I was just down in Pedernales, on the south coast of the Dominican Republic, where they broadcast the Venezuela TV station, now the government TV station and was treated to a still picture of Chavez from 9PM on. Evidently there is not enough
'acceptable programming
' to fill up the night time. The news talking heads are also from the DR and Peru and Ecuador which I watched are also expressing grave concerns about the TV station closing. One of the points that they kept making was that Chavez had won, I think, ten election while the opposition station was on the air, so why close it now?

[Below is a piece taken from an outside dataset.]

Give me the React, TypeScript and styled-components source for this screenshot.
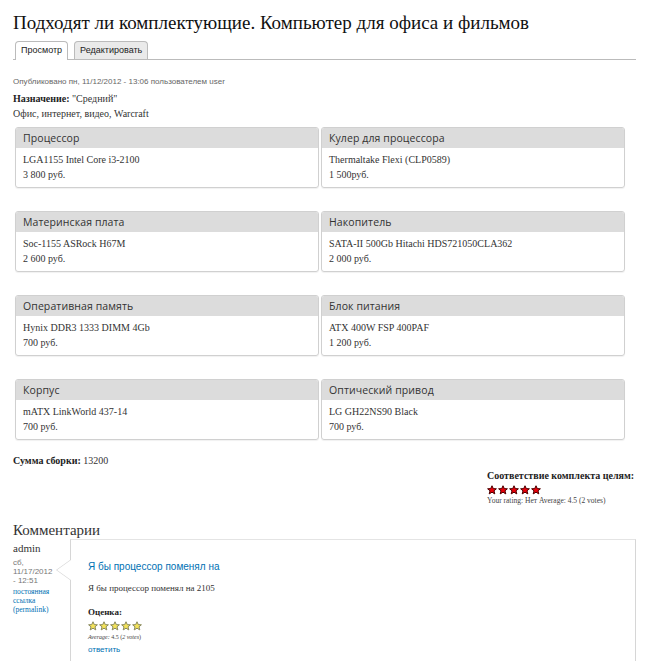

I'll wager that the only support for this move will come from the much publishing "hard left" inside the US and Canada who seem to have a romance with dictators from the left. I wonder why they don't adore Lula or Michele?

Michael Deibert said...

Very good point, Elizabeth.

I have never understood why democratic, progressive leaders such as Lula and Preval ,who struggle mightily against entrenched elites and often the corruption of some of their own allies, are left essentially to fend for themselves by many sectors of the international left, while those with much weaker democratic credentials and much more tenuous accomplishments in the way of improving the lot of the disenfranchised in their countries such as in Haiti, are lionized by North Americans sitting, as usual, safe at home.

As most of these so-called “radicals” remain silent while Preval and Lula struggle to re-shape their countries, I would wager that it is because, as many of them hail from fairly affluent backgrounds, they are perhaps a bit uncountable when actually having to deal with the nitty-gritty details of good, progressive governance. It’s so much safer to yell “aba” or “a vie” that to talk about reforestation and irrigation in the Plateau Central, improving the roads down to Jacmel from the hinterlands or creating an honest, de-politicized police force.

Preval and Lula and progressive, democratic leaders like them deserve are support, not blind loyalty, but support for the good things they are trying to do.